P EARSON, J. UNITED STATES DISTRICT COURT NORTHERN DISTRICT OF OHIO EASTERN DIVISION
MANDY NIELSEN, ) ) CASE NO. 4:24-CV-00579 Plaintiff, ) ) JUDGE BENITA Y. PEARSON v. ) ) SEVEN SEVENTEEN CREDIT UNION, ) MEMORANDUM OF OPINION INC., et al., ) AND ORDER ) [Resolving ECF No. 50] Defendants. )

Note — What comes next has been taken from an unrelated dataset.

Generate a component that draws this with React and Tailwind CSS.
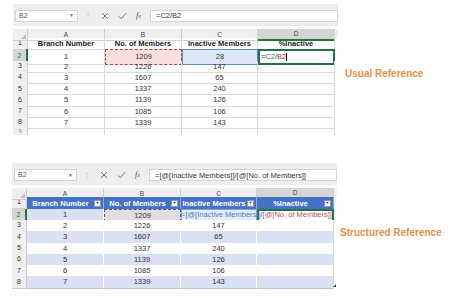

Pending before the Court is Plaintiff’s Motion for Leave to File an Amended Complaint. ECF No. 50. Defendants responded to the Motion via a Joint Response in Opposition, to which Plaintiff replied. ECF Nos. 58, 64. The Motion is denied for the reasons herein. I. BACKGROUND Plaintiff Mandy Nielson filed a complaint against Defendants Seven Seventeen Credit Union and Angelo Locastro alleging (1) discrimination on the basis of sex; (2) hostile work environment; and (3) retaliation. ECF No. 1. The Court held a Telephonic Case Management Conference and thereafter entered a Case Management Conference Plan/Order (Order). ECF No. 19. The Order provides: 2024. Also see Fed. R. Civ. P. 15(a) (requiring a showing that an amendment is proper). The cutoff date, however, is merely a time limitation—not a blanket leave. A party must still demonstrate that an amendment is proper under Rule 15(a). Absent written consent of the adverse party, the party seeking to amend must at least alert the Court and the adverse party to the substance of the proposed amendment by filing a Motion for Leave with an accompanying memorandum of law addressing the requirements of Rule 15(a). In all cases, the party seeking leave of Court to amend must certify that prior notice of the proposed amendment was given and the adverse party withheld consent. ECF No. 19 at PageID #: 91 (emphasis added); see Fed. R. Civ. P. 15(a). The Order further states that “[d]iscovery . . . shall be completed on or before January 31, 2025.” ECF No. 19 at PageID #: 90. Plaintiff filed her Motion for Leave to File an Amended Complaint on February 11, 2025, seven months after the cutoff for amended pleadings and eleven days after the conclusion of discovery. ECF No. 50. II. STANDARD OF LAW After a cutoff in an order has passed, a district court may consider whether a plaintiff has satisfied the liberal standards of Rule 15(a) only if the plaintiff first makes a showing for modification of the order under Rule 16(b). See Fed. R. Civ. P. 15(a), 16(b); see Leary v. Daeschner, 349 F.3d 888, 909 (6th Cir. 2003); see Ross v. Am. Red Cross, 567 F. App’x 296,
306 (6th Cir. 2014). Under Rule 16(b)(4), “[a] schedule may be modified only for good cause and with the judge’s consent.” Fed. R. Civ. P. 16(b)(4). The primary measure of a moving party’s show of good cause is their “diligence in attempting to meet the case management order’s requirements[,]” but “possible prejudice to the party opposing the modification is also relevant.” In re Onglyza & Kombiglyze v. Bristol-Myers Squibb Co., 93 F.4th 339, 349 (6th Cir. 2024) (citing Inge v. Rock Fin. Corp., 281 F.3d 613, 625 (6th Cir. 2002)). Leave to amend a complaint after a responsive pleading has been filed should be freely given when justice so requires. See Fed. R. Civ. P. 15(a); see Foman v Davis, 371 U.S. 178, 182 (1962); see Greer v. Strange Honey Farm, 114 F.4th 605, 617 (6th Cir. 2024). A district court abuses its discretion when it denies a plaintiff leave to amend without justifying reasons. Foman, 371 U.S. at 182.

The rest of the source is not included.